Just follow this steps:
2. WHAT TYPE OF LOAN CAN YOU ACCESS? This post was published by GTBank on July 17, 2017, ‘ Basically there are two main types of small business loans: overdrafts and term loans. An overdraft allows you to withdraw money from your bank account that you currently have. A perfect example is the GTSalary Advance platform. This scheme dispenses loans ( of not more than 50% of their monthly salary) to working class individuals with short – term capital needs. Overdrafts are usually flexible with a pay – as – you – go interest rate. On the other hand, a term loan starts to accrue interest from the moment you receive it, whether you use it or not. It is a high risk loan and is best for long term projects.’
3. KNOW YOUR PROSPECTS: Next, you need to go ahead and investigate your prospective investors to find out their unique loan requirements. Your business needs to be in line with the interests and goals of the financial investor you plan to approach. Some banks usually invest only in large scale businesses, and may therefore not be interested in funding a small business. So it’s really essential to know your prospective investor thoroughly before you present your business to them for funding. Also, check that your startup meets all the necessary requirements by the bank (because all will be critical to getting you the loan)
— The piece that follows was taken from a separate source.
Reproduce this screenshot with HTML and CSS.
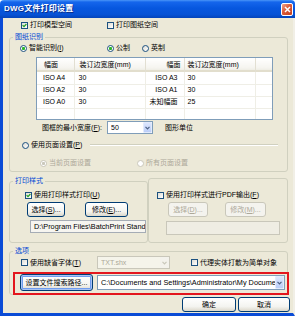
FILE: index.html
```html
<!DOCTYPE html>
<html>
<head>
<meta charset="utf-8">
<title>DWG文件打印设置</title>
<link rel="stylesheet" href="styles.css">
</head>
<body>
<div class="window">
  <div class="titlebar">
    <span class="title">DWG文件打印设置</span>
    <span class="close"><svg width="7" height="7" viewBox="0 0 7 7"><path d="M1 1L6 6M6 1L1 6" stroke="#fff" stroke-width="1.5"/></svg></span>
  </div>
  <div class="client">
    <div class="row top-checks">
      <span class="chk w-model"><span class="box"><svg viewBox="0 0 5 5"><path d="M0.6 2.2L2 3.7L4.4 1" fill="none" stroke="#21A121" stroke-width="1.2"/></svg></span>打印模型空间</span>
      <span class="chk"><span class="box"></span>打印图纸空间</span>
    </div>

    <fieldset class="group g-paper">
      <legend>图纸识别</legend>
      <div class="row radios">
        <span class="opt w-smart"><span class="radio on"></span>智能识别(<u>I</u>)</span>
        <span class="opt w-metric"><span class="radio on"></span>公制</span>
        <span class="opt"><span class="radio"></span>英制</span>
      </div>
      <div class="list">
        <table>
          <tr><th class="c1">幅面</th><th class="c2">装订边宽度(mm)</th><th class="c3">幅面</th><th class="c4">装订边宽度(mm)</th><th class="c5"></th></tr>
          <tr><td>ISO A4</td><td>30</td><td class="r">ISO A3</td><td>30</td><td></td></tr>
          <tr><td>ISO A2</td><td>30</td><td class="r">ISO A1</td><td>30</td><td></td></tr>
          <tr><td>ISO A0</td><td>30</td><td class="r">未知幅面</td><td>25</td><td></td></tr>
          <tr><td></td><td></td><td></td><td></td><td></td></tr>
        </table>
      </div>
      <div class="row minw">
        <span class="lbl">图框的最小宽度(<u>F</u>):</span>
        <span class="combo c50"><span class="val">50</span><span class="drop"><svg width="5" height="4" viewBox="0 0 5 4"><path d="M0.5 0.8L2.5 2.8L4.5 0.8" fill="none" stroke="#4D6185" stroke-width="1.2"/></svg></span></span>
        <span class="unit">图形单位</span>
      </div>
      <div class="row pageset">
        <span class="opt"><span class="radio"></span>使用页面设置(<u>P</u>)</span>
        <span class="sep"></span>
      </div>
      <div class="row pagesub">
        <span class="opt off w-cur"><span class="radio on"></span>当前页面设置</span>
        <span class="opt off"><span class="radio"></span>所有页面设置</span>
      </div>
    </fieldset>

    <div class="styles">
      <fieldset class="group g-style">
        <legend>打印样式</legend>
        <div class="row use-style">
          <span class="chk"><span class="box"><svg viewBox="0 0 5 5"><path d="M0.6 2.2L2 3.7L4.4 1" fill="none" stroke="#21A121" stroke-width="1.2"/></svg></span>使用打印样式打印(<u>U</u>)</span>
        </div>
        <div class="row btns">
          <span class="btn b-sel">选择(<u>S</u>)...</span>
          <span class="btn b-mod">修改(<u>E</u>)...</span>
        </div>
        <div class="field">D:\Program Files\BatchPrint Standard\Print Styles</div>
      </fieldset>
      <div class="group g-pdf">
        <div class="row">
          <span class="chk"><span class="box"></span>使用打印样式进行PDF输出(<u>F</u>)</span>
        </div>
        <div class="row btns">
          <span class="btn off b-sel2">选择(<u>D</u>)...</span>
          <span class="btn off b-mod2">修改(<u>M</u>)...</span>
        </div>
        <div class="field off"></div>
      </div>
    </div>

    <fieldset class="group g-opt">
      <legend>选项</legend>
      <div class="row font-row">
        <span class="chk w-font"><span class="box"></span>使用缺省字体(<u>T</u>)</span>
        <span class="combo off c-txt"><span class="val">TXT.shx</span><span class="drop"><svg width="5" height="4" viewBox="0 0 5 4"><path d="M0.5 0.8L2.5 2.8L4.5 0.8" fill="none" stroke="#C9C7BA" stroke-width="1.2"/></svg></span></span>
        <span class="chk proxy"><span class="box"></span>代理实体打散为简单对象</span>
      </div>
      <div class="mark">
        <span class="btn focus b-path">设置文件搜索路径...</span>
        <span class="combo c-path"><span class="val">C:\Documents and Settings\Administrator\My Documents</span><span class="drop"><svg width="5" height="4" viewBox="0 0 5 4"><path d="M0.5 0.8L2.5 2.8L4.5 0.8" fill="none" stroke="#4D6185" stroke-width="1.2"/></svg></span></span>
      </div>
    </fieldset>

    <div class="row actions">
      <span class="btn b-ok">确定</span>
      <span class="btn b-cancel">取消</span>
    </div>
  </div>
</div>
</body>
</html>
```

FILE: styles.css
```css
* { box-sizing: border-box; }
body { margin: 0; background: #fff; color: #000; font-family: "Liberation Sans", "Noto Sans CJK SC", sans-serif; font-size: 7px; line-height: 10px; }
u { text-decoration-thickness: 1px; text-underline-offset: 1px; }

.window { width: 295px; height: 316px; display: flex; flex-direction: column; }
.titlebar { height: 18px; flex: none; display: flex; align-items: center; justify-content: space-between; padding: 0 2px 0 4px; border-radius: 4px 4px 0 0; background: linear-gradient(#4A95F8 0, #1566EC 2px, #0757DF 45%, #0652D6 80%, #0444BA 100%); }
.title { color: #fff; font-weight: bold; font-size: 8px; letter-spacing: 0.2px; text-shadow: 1px 1px 0 #0A2F8C; }
.close { width: 12px; height: 13px; display: flex; align-items: center; justify-content: center; border: 1px solid #fff; border-radius: 2px; background: linear-gradient(135deg, #F0A58F, #DC5A38 45%, #C4401F); }
.client { flex: 1; background: #ECE9D8; border-left: 3px solid #0A4BD6; border-right: 2px solid #F1EFE6; border-bottom: 3px solid #0A4BD6; padding-top: 2px; }

.row { display: flex; align-items: center; height: 10px; white-space: nowrap; }
.chk, .opt { display: flex; align-items: center; white-space: nowrap; }
.box { width: 7px; height: 7px; flex: none; margin-right: 2px; border: 1px solid #1C5180; background: linear-gradient(135deg, #DCDCD5, #fff); display: flex; }
.box svg { width: 5px; height: 5px; }
.radio { width: 7px; height: 7px; flex: none; margin-right: 2px; border: 1px solid #1C5180; border-radius: 50%; background: linear-gradient(135deg, #DCDCD5, #fff); }
.radio.on { background: radial-gradient(circle, #2DB52D 0 1.3px, #fff 1.9px); }
.off { color: #ACA899; }
.off .radio { border-color: #CAC8BB; background: #fff; }
.off .radio.on { background: radial-gradient(circle, #CAC8BB 0 1.3px, #fff 1.9px); }

.top-checks { margin-top: 0; padding-left: 18px; }
.w-model { width: 86px; }

.group { margin: 0; padding: 0; min-width: 0; border: 1px solid #D0D0BF; border-radius: 3px; }
.group legend { margin-left: 3px; padding: 0 2px; height: 10px; line-height: 10px; color: #0046D5; }

.g-paper { margin: 2px 5px 0 6px; padding-bottom: 3px; }
.radios { margin-top: 1px; padding-left: 10px; }
.w-smart { width: 87px; }
.w-metric { width: 35px; }

.list { margin: 4px 0 0 26px; width: 237px; height: 63px; border: 1px solid #7F9DB9; background: #fff; overflow: hidden; }
.list table { width: 235px; border-collapse: collapse; table-layout: fixed; }
.list th { height: 14px; padding: 0; font-weight: normal; text-align: left; background: linear-gradient(#fff, #F5F4EF 70%, #E9E7DB); border-right: 1px solid #E2DFD2; box-shadow: inset 0 -2px 0 #E2DECD; }
.list td { height: 12px; padding: 0; border-right: 1px solid #EFEEE6; border-bottom: 1px solid #EFEEE6; white-space: nowrap; }
.list .c1 { width: 37px; padding-left: 7px; }
.list .c2 { width: 71px; padding-left: 5px; }
.list .c3 { width: 39px; text-align: right; padding-right: 3px; }
.list .c4 { width: 71px; padding-left: 3px; }
.list .c5 { width: 17px; border-right: none; }
.list td:nth-child(1) { padding-left: 6px; }
.list td:nth-child(2) { padding-left: 4px; }
.list td.r { text-align: right; padding-right: 6px; }
.list td:nth-child(4) { padding-left: 3px; }

.combo { display: flex; align-items: center; height: 13px; border: 1px solid #7F9DB9; background: #fff; padding-left: 3px; }
.combo .val { flex: 1; overflow: hidden; white-space: nowrap; }
.drop { width: 9px; height: 11px; flex: none; display: flex; align-items: center; justify-content: center; border: 1px solid #E2EAFC; border-radius: 1px; background: linear-gradient(#DCE6FD, #BBCEF8); }
.combo.off { border-color: #C9C7BA; background: #F5F4EA; }
.combo.off .drop { background: #F3F2EC; border-color: #F3F2EC; }

.minw { height: 13px; margin-top: 1px; }
.lbl { width: 97px; text-align: right; padding-right: 5px; }
.c50 { width: 46px; }
.unit { margin-left: 12px; }

.pageset { margin-top: 6px; padding-left: 12px; }
.sep { flex: 1; height: 2px; margin: 0 9px 0 8px; border-top: 1px solid #D0D0BF; border-bottom: 1px solid #fff; }
.pagesub { margin-top: 8px; padding-left: 30px; }
.w-cur { width: 97px; }

.styles { display: flex; margin: 4px 5px 0 6px; }
.g-style { width: 139px; flex: none; padding-bottom: 9px; }
.use-style { margin-top: 4px; padding-left: 15px; }
.btns { height: 15px; margin-top: 2px; }
.btn { height: 15px; display: flex; align-items: center; justify-content: center; border: 1px solid #003C74; border-radius: 3px; background: linear-gradient(#fff, #F4F4F0 65%, #DCD8CB); white-space: nowrap; }
.btn.off { border-color: #C9C7BA; background: #F4F3EE; color: #ACA899; }
.btn.focus { box-shadow: inset 0 0 0 1px #A8C4F5, inset 0 0 0 2px #6F9CEE; }
.g-style .btns { padding-left: 17px; }
.b-sel { width: 38px; }
.b-mod { width: 43px; margin-left: 20px; }
.field { height: 13px; margin: 3px 0 0 20px; width: 116px; padding-left: 3px; border: 1px solid #A5ACB5; background: #F6F5F0; overflow: hidden; white-space: nowrap; line-height: 11px; font-size: 7.3px; }

.g-pdf { flex: 1; margin-top: 2px; padding: 11px 0 0 8px; }
.g-pdf .btns { padding-left: 11px; }
.b-sel2 { width: 40px; }
.b-mod2 { width: 41px; margin-left: 17px; }
.field.off { width: 114px; height: 14px; margin: 4px 0 0 9px; border-color: #C9C7BA; background: #EFEDE3; }

.g-opt { margin: 3px 5px 0 6px; padding-bottom: 0; }
.font-row { height: 13px; padding-left: 11px; }
.w-font { width: 76px; }
.c-txt { width: 73px; }
.proxy { margin-left: 21px; }
.mark { display: flex; align-items: flex-start; height: 23px; margin: 3px -2px -1px 3px; padding: 0 2px 0 5px; border: 2px solid #E3161E; }
.b-path { width: 73px; height: 17px; margin-right: 4px; }
.c-path { flex: 1; min-width: 0; height: 15px; margin-top: 1px; }
.c-path .val { font-size: 7.3px; }
.c-path .drop { height: 13px; }

.actions { justify-content: flex-end; height: 15px; margin-top: 2px; padding-right: 3px; }
.b-ok { width: 54px; margin-right: 2px; }
.b-cancel { width: 52px; }
```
4. ARE YOU CREDIT WORTHY? Everyone will only be interested in investing in business that have good credit history; they want to see your financial management skills. If you have taken out a loan in the past and paid it back with all the interest and with no delays, it often signals good behaviour and credit worthiness to banks. Otherwise, if you have a poor credit history, the banks may insist on collateral or other forms of securing the loan. You will need to present a clear and genuine financial records to stand a better chance of accessing the loan. You should also add a purchase order ( if you’ve got any) as proof that people are interested in patronizing your business. An example of this is Anna Phosa, the South African entrepreneur who sells pigs. She was able to receive a 2.5 million dollar loan from South Africa’s ABSA Bank to enlarge her piggery business. The loan was possible because Anna had secured a contract to supply a hundred pigs a week to pick n’ pay, one of South Africa’s largest supermarket chains. The availability of the contract and a credible large company behind her made her more credit worthy and low risk, hence she was able to easily access the loan.
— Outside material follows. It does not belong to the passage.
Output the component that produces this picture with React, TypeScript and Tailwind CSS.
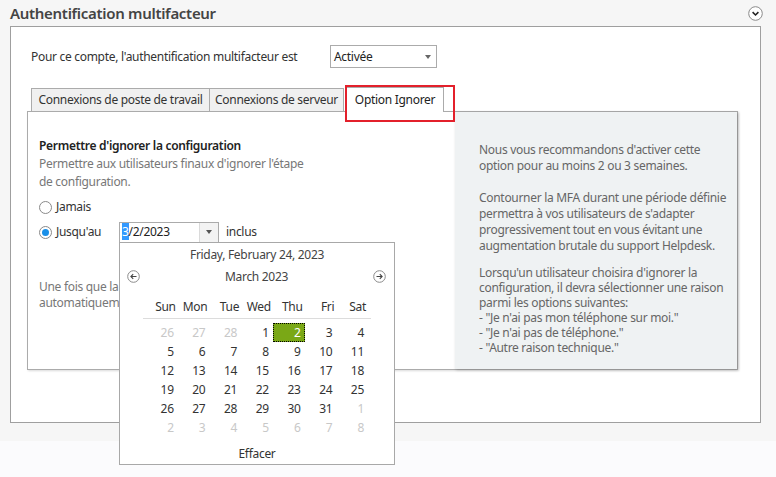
import React from "react";

const font = "font-['Noto_Sans',_'Open_Sans',_sans-serif] tracking-[-0.3px]";

const weeks: { d: number; muted?: boolean; selected?: boolean }[][] = [
  [{ d: 26, muted: true }, { d: 27, muted: true }, { d: 28, muted: true }, { d: 1 }, { d: 2, selected: true }, { d: 3 }, { d: 4 }],
  [{ d: 5 }, { d: 6 }, { d: 7 }, { d: 8 }, { d: 9 }, { d: 10 }, { d: 11 }],
  [{ d: 12 }, { d: 13 }, { d: 14 }, { d: 15 }, { d: 16 }, { d: 17 }, { d: 18 }],
  [{ d: 19 }, { d: 20 }, { d: 21 }, { d: 22 }, { d: 23 }, { d: 24 }, { d: 25 }],
  [{ d: 26 }, { d: 27 }, { d: 28 }, { d: 29 }, { d: 30 }, { d: 31 }, { d: 1, muted: true }],
  [{ d: 2, muted: true }, { d: 3, muted: true }, { d: 4, muted: true }, { d: 5, muted: true }, { d: 6, muted: true }, { d: 7, muted: true }, { d: 8, muted: true }],
];

const dayNames = ["Sun", "Mon", "Tue", "Wed", "Thu", "Fri", "Sat"];

function ArrowCircle({ dir }: { dir: "left" | "right" }) {
  return (
    <svg width="13" height="13" viewBox="0 0 13 13">
      <circle cx="6.5" cy="6.5" r="5.8" fill="white" stroke="#8a8a8a" strokeWidth="1" />
      {dir === "left" ? (
        <path d="M9.5 6.5H4 M6.2 4.2L3.9 6.5L6.2 8.8" fill="none" stroke="#444" strokeWidth="1.1" />
      ) : (
        <path d="M3.5 6.5H9 M6.8 4.2L9.1 6.5L6.8 8.8" fill="none" stroke="#444" strokeWidth="1.1" />
      )}
    </svg>
  );
}

function Radio({ checked }: { checked?: boolean }) {
  return (
    <span className="flex h-[13px] w-[13px] items-center justify-center rounded-full border border-[#8a8a8a] bg-white">
      {checked && <span className="h-[7px] w-[7px] rounded-full bg-[#1a8fe8]" />}
    </span>
  );
}

function DatePicker() {
  return (
    <div className="absolute left-0 top-[20px] z-10 h-[223px] w-[276px] border border-[#a8a8a8] bg-white">
      <p className="mt-[2px] text-center text-[12px] leading-[20px] text-[#444]">Friday, February 24, 2023</p>
      <div className="flex h-[24px] items-center justify-between pl-[7px] pr-[8px]">
        <ArrowCircle dir="left" />
        <span className="text-[12px] text-[#444]">March 2023</span>
        <ArrowCircle dir="right" />
      </div>
      <div className="ml-[23px] mt-[9px] w-[228px]">
        <div className="grid grid-cols-7 border-b border-[#dcdcdc] px-[3px] pb-[2px]">
          {dayNames.map((n) => (
            <span key={n} className="whitespace-nowrap pr-[2px] text-right text-[12px] leading-[18px] text-[#333]">
              {n}
            </span>
          ))}
        </div>
        <div className="mt-[4px] px-[3px]">
          {weeks.map((week, i) => (
            <div key={i} className="grid grid-cols-7">
              {week.map((c, j) => (
                <span
                  key={j}
                  className={
                    c.selected
                      ? "h-[19px] border border-dotted border-black bg-[#7aa816] pr-[3px] text-right text-[12px] leading-[17px] text-white"
                      : c.muted
                        ? "h-[19px] pr-[4px] text-right text-[12px] leading-[19px] text-[#c8c8c8]"
                        : "h-[19px] pr-[4px] text-right text-[12px] leading-[19px] text-[#333]"
                  }
                >
                  {c.d}
                </span>
              ))}
            </div>
          ))}
        </div>
      </div>
      <p className="mt-[8px] text-center text-[12px] leading-[18px] text-[#333]">Effacer</p>
    </div>
  );
}

export default function App() {
  return (
    <div className={`relative h-[477px] w-[776px] overflow-hidden bg-[#fbfbfd] ${font}`}>
      <div className="h-[441px] bg-[#f6f6f6] px-[10px]">
        <div className="flex h-[26px] items-center justify-between">
          <h1 className="text-[15px] font-semibold text-[#444]">Authentification multifacteur</h1>
          <svg width="15" height="15" viewBox="0 0 15 15" className="mr-[3px] mt-[1px]">
            <circle cx="7.5" cy="7.5" r="6.8" fill="white" stroke="#8a8a8a" strokeWidth="1" />
            <path d="M4.6 6.2L7.5 9L10.4 6.2" fill="none" stroke="#222" strokeWidth="1.6" />
          </svg>
        </div>

        <div className="h-[397px] w-[751px] border border-[#9f9f9f] bg-white">
          <div className="mt-[18px] flex items-center pl-[20px]">
            <span className="w-[299px] text-[12px] text-[#333]">Pour ce compte, l'authentification multifacteur est</span>
            <div className="flex h-[23px] w-[107px] items-center justify-between border border-[#ababab] bg-white pl-[3px] pr-[5px]">
              <span className="text-[12px] text-[#222]">Activée</span>
              <span className="h-0 w-0 border-x-[3.5px] border-t-[4px] border-x-transparent border-t-[#666]" />
            </div>
          </div>

          <div className="ml-[16px] mt-[19px] w-[711px]">
            <div className="relative flex h-[24px] items-end pl-[4px]">
              <div className="flex h-[23px] w-[179px] items-center justify-center border border-b-0 border-[#ababab] bg-[#f0f0f0] text-[12px] text-[#333]">
                Connexions de poste de travail
              </div>
              <div className="flex h-[23px] w-[134px] items-center justify-center border border-b-0 border-l-0 border-[#ababab] bg-[#f0f0f0] text-[12px] text-[#333]">
                Connexions de serveur
              </div>
              <div className="relative z-[1] ml-[2px] -mb-px flex h-[25px] w-[98px] items-start justify-center border border-b-0 border-[#ababab] bg-white pt-[3px] text-[12px] text-[#222]">
                Option Ignorer
              </div>
              <div className="absolute left-[318px] top-[-2px] z-[2] h-[37px] w-[110px] border-2 border-[#e3202b]" />
            </div>

            <div className="flex h-[259px] border border-[#ababab] shadow-[1px_1px_2px_rgba(0,0,0,0.15)]">
              <div className="w-[427px] pl-[11px] pt-[25px]">
                <p className="text-[12px] font-semibold leading-[18px] text-[#222]">Permettre d'ignorer la configuration</p>
                <p className="text-[12px] leading-[18px] text-[#777]">
                  Permettre aux utilisateurs finaux d'ignorer l'étape
                  <br />
                  de configuration.
                </p>
                <div className="mt-[7px] flex h-[18px] items-center gap-[4px] text-[12px] text-[#333]">
                  <Radio />
                  <span>Jamais</span>
                </div>
                <div className="mt-[5px] flex h-[22px] items-center text-[12px] text-[#333]">
                  <Radio checked />
                  <span className="ml-[4px] w-[63px]">Jusqu'au</span>
                  <div className="relative">
                    <div className="flex h-[21px] w-[100px] items-center border border-[#ababab] bg-white">
                      <span className="ml-[2px] flex-1 text-[12px] text-[#222]">
                        <span className="bg-[#3399ff] text-white">3</span>/2/2023
                      </span>
                      <span className="flex h-full w-[19px] items-center justify-center border-l border-[#dadada] bg-[#f3f3f3]">
                        <span className="h-0 w-0 border-x-[3.5px] border-t-[4px] border-x-transparent border-t-[#555]" />
                      </span>
                    </div>
                    <DatePicker />
                  </div>
                  <span className="ml-[7px]">inclus</span>
                </div>
                <p className="mt-[36px] w-[395px] text-[12px] leading-[16px] text-[#777]">
                  Une fois que la période est écoulée, l'option d'ignorer est automatiquement désactivée.
                </p>
              </div>
              <div className="flex-1 whitespace-nowrap bg-[#eff2f3] pl-[24px] pt-[30px] text-[12px] leading-[16px] text-[#666] shadow-[1px_1px_3px_rgba(0,0,0,0.2)]">
                <p>
                  Nous vous recommandons d'activer cette
                  <br />
                  option pour au moins 2 ou 3 semaines.
                </p>
                <p className="mt-[16px]">
                  Contourner la MFA durant une période définie
                  <br />
                  permettra à vos utilisateurs de s'adapter
                  <br />
                  progressivement tout en vous évitant une
                  <br />
                  augmentation brutale du support Helpdesk.
                </p>
                <p className="mt-[11px] leading-[15px]">
                  Lorsqu'un utilisateur choisira d'ignorer la
                  <br />
                  configuration, il devra sélectionner une raison
                  <br />
                  parmi les options suivantes:
                  <br />- "Je n'ai pas mon téléphone sur moi."
                  <br />- "Je n'ai pas de téléphone."
                  <br />- "Autre raison technique."
                </p>
              </div>
            </div>
          </div>
        </div>
      </div>
    </div>
  );
}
5. PRESENT A BUSINESS PLAN. Your business idea needs to be properly presented to investors on paper. This is done by preparing a detailed business plan specifically directed to its target audience:’ investors’. Your business idea is as good as it looks on paper, so every detail counts. A business plan is a written document which contains your financial statements and projections, the company description, your marketing strategies, and should show where you see the business in a three to five year time frame. The business plan is required to be convincing, with facts and figures to back up your presentations. Make it simple, understandable and realistic. Preparing a detailed business plan is probably the most important in loan application. In order to access any funding whatsoever for your business, you will need to have a detailed business plan in place. It is required in addition to the loan application, by the financial institution. You will also need to include an analysis of the market your business will serve as well as a statement of your own experience in the business. Your business plan should clearly answer questions like;
– What is your business about?
– Is there a market for it?
– What is your unique selling point and marketing plan?
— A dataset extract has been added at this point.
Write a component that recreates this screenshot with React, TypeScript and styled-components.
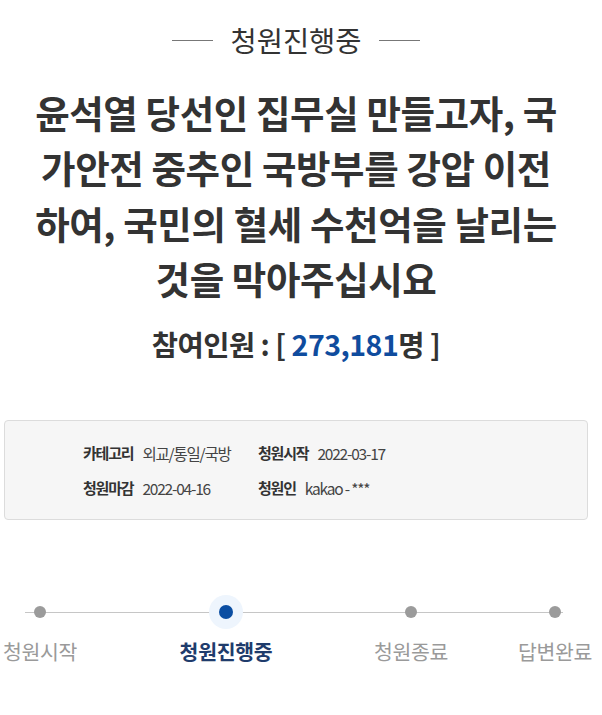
import React from "react";
import styled, { createGlobalStyle } from "styled-components";

const Global = createGlobalStyle`
  html, body { margin: 0; padding: 0; background: #fff; }
  body { font-family: "Noto Sans CJK KR", "Noto Sans", sans-serif; color: #333; }
  * { box-sizing: border-box; }
`;

const Page = styled.div`
  width: 592px;
  padding-top: 25px;
  padding-bottom: 40px;
`;

const Status = styled.div`
  display: flex;
  align-items: center;
  justify-content: center;
  gap: 17px;
  height: 30px;
  font-size: 28.5px;
  line-height: 30px;
  color: #333;
  letter-spacing: 0;
  &::before, &::after {
    content: "";
    width: 41px;
    height: 1px;
    background: #777;
  }
`;

const Title = styled.h1`
  margin: 29px 0 0;
  text-align: center;
  font-size: 37.5px;
  line-height: 55.3px;
  font-weight: 700;
  color: #333;
  letter-spacing: -0.4px;
`;

const Count = styled.p`
  margin: 22px 0 0;
  text-align: center;
  font-size: 28.5px;
  line-height: 34px;
  font-weight: 700;
  color: #333;
  letter-spacing: -0.5px;
`;

const Num = styled.span`
  color: #0f4c9e;
`;

const InfoBox = styled.div`
  margin: 59px 0 0 4px;
  width: 584px;
  height: 100px;
  border: 1px solid #dcdcdc;
  border-radius: 4px;
  background: #f6f6f6;
  padding: 14px 0 0 78px;
  display: grid;
  grid-template-columns: 175px 175px;
  grid-auto-rows: 35px;
`;

const InfoItem = styled.div`
  display: flex;
  align-items: center;
  gap: 9px;
  letter-spacing: -1.2px;
  white-space: nowrap;
`;

const InfoLabel = styled.span`
  font-size: 15px;
  font-weight: 700;
  color: #333;
`;

const InfoValue = styled.span`
  font-size: 15.5px;
  font-weight: 400;
  color: #444;
`;

const Steps = styled.div`
  position: relative;
  margin-top: 75px;
  display: flex;
  &::before {
    content: "";
    position: absolute;
    top: 17px;
    left: 25px;
    width: 538px;
    height: 1px;
    background: #c6c6c6;
  }
`;

const Step = styled.div<{ $gap: number }>`
  position: relative;
  flex: none;
  width: 80px;
  margin-left: ${(p) => p.$gap}px;
  display: flex;
  flex-direction: column;
  align-items: center;
`;

const DotWrap = styled.div<{ $active?: boolean }>`
  width: 34px;
  height: 34px;
  border-radius: 50%;
  background: ${(p) => (p.$active ? "#eef5fd" : "transparent")};
  display: flex;
  align-items: center;
  justify-content: center;
`;

const Dot = styled.span<{ $active?: boolean }>`
  width: ${(p) => (p.$active ? 14 : 12)}px;
  height: ${(p) => (p.$active ? 14 : 12)}px;
  border-radius: 50%;
  background: ${(p) => (p.$active ? "#0b4ea2" : "#9b9b9b")};
`;

const StepLabel = styled.span<{ $active?: boolean }>`
  margin-top: 9px;
  white-space: nowrap;
  font-size: 20.5px;
  line-height: 26px;
  font-weight: ${(p) => (p.$active ? 700 : 400)};
  color: ${(p) => (p.$active ? "#1f3c6c" : "#9a9a9a")};
  letter-spacing: -0.3px;
`;

const steps = [
  { label: "청원시작", gap: 0 },
  { label: "청원진행중", gap: 106, active: true },
  { label: "청원종료", gap: 105 },
  { label: "답변완료", gap: 64 },
];

const titleLines = [
  "윤석열 당선인 집무실 만들고자, 국",
  "가안전 중추인 국방부를 강압 이전",
  "하여, 국민의 혈세 수천억을 날리는",
  "것을 막아주십시요",
];

export default function App() {
  return (
    <Page>
      <Global />
      <Status>청원진행중</Status>
      <Title>
        {titleLines.map((line, i) => (
          <React.Fragment key={i}>
            {line}
            {i < titleLines.length - 1 && <br />}
          </React.Fragment>
        ))}
      </Title>
      <Count>
        참여인원 : [ <Num>273,181</Num>명 ]
      </Count>
      <InfoBox>
        <InfoItem>
          <InfoLabel>카테고리</InfoLabel>
          <InfoValue>외교/통일/국방</InfoValue>
        </InfoItem>
        <InfoItem>
          <InfoLabel>청원시작</InfoLabel>
          <InfoValue>2022-03-17</InfoValue>
        </InfoItem>
        <InfoItem>
          <InfoLabel>청원마감</InfoLabel>
          <InfoValue>2022-04-16</InfoValue>
        </InfoItem>
        <InfoItem>
          <InfoLabel>청원인</InfoLabel>
          <InfoValue>kakao - ***</InfoValue>
        </InfoItem>
      </InfoBox>
      <Steps>
        {steps.map((s) => (
          <Step key={s.label} $gap={s.gap}>
            <DotWrap $active={s.active}>
              <Dot $active={s.active} />
            </DotWrap>
            <StepLabel $active={s.active}>{s.label}</StepLabel>
          </Step>
        ))}
      </Steps>
    </Page>
  );
}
– What background and experience do you have to make the business work?
– What will the loan be used for?
Find out how to write a perfect business plan or preferably seek for professional assistance from known experts and business consultants like Adedayo Adetiloye who writes professional business plans for aspiring entrepreneurs. You can check the website, dayoadetiloye.com
6. WRITING THE LOAN APPLICATION: The next step is writing the loan application. Note that this is a formal document, so observe every necessary protocol. Clearly state the reason and amount of the business loan, so you should take out time (especially as you’re a startup) to be able to articulate why you need the business loan and how much. Often, businesses may not be able to address the situation of how much they really need for the business until they prepare their financial statements as part of their business plan. Next you should include accurate and genuine financial records and statements, followed by stating your assets and pledging your collateral. Generally you should share your business experience and expectations in the loan application, for assessment by the financial institution.
7. YOUR COLLATERAL: If you are applying for a business loan for a startup business in Nigeria, the only way your loan will be approved by the bank is if you pledge your personal wealth as collateral. A collateral is usually any item of value such as real estate( buildings and la d), cars, expensive jewelry and shares that are quoted in the stock market. The collateral you pledge remains yours until you are able to repay the loan. Financial institutions always insist that the value of the collateral you pledge is the same value( or more) of the amount you are applying for, which is usually a major challenge for most small business owners, but can be handled if you are credit worthy. Nonetheless, there are certain banks in Nigeria which offer loans without collateral, here they are:
Culled from Nigerian Bulletin, Jan 26,2015
First Bank of Nigeria PLC. First Bank of Nigeria has made plans to provide non – collateral loans for small and medium enterprises as part of the bank’s initiative to power growth in the SME sub- sector. The loans are offered to SMEs in different sectors of the economy; hence there are no favourites. The great thing about First Bank’s unsecured loans is that it is destined to be easily accessible to entrepreneurs irrespective of the type or size of the business
Diamond Bank PLC. Diamond Bank PLC offers entrepreneurs an opportunity to obtain loans without securing the loan against collateral. The non- collateral loans are designed to stimulate growth for micro, small and medium enterprises ( MSME). Diamond Bank SMEs loans can be accessed in the form of; Revolving credit, installment loan, local purchase order( LPO) finance and a contract finance. However, you’ll need to open a corporate bank account with Diamond Bank before you can apply for its SME loans.
Stanbic IBTC Bank. Stanbic IBTC Bank offers Nigerian entrepreneurs a great opportunity to obtain business loans without providing collateral. The loans are designed to help SMEs buy assets, but the asset only becomes yours when you make the last payment on the loan.
Before you approach any of the listed banks here for a non – collateral loan, it is important that you first open, run and maintain an account( corporate preferred) for a period of three to six months. You also need to have a sound business plan in place and a solid repayment plan for the loan.
7. PROVIDE A GUARANTOR: Finally you will need to back up your application with a guarantor. Your guarantor will be held liable by the bank in a case where you do not meet with the payment plans. Providing a guarantor serves to assure the bank that the risk is worth a try and will increase your chances of getting a loan.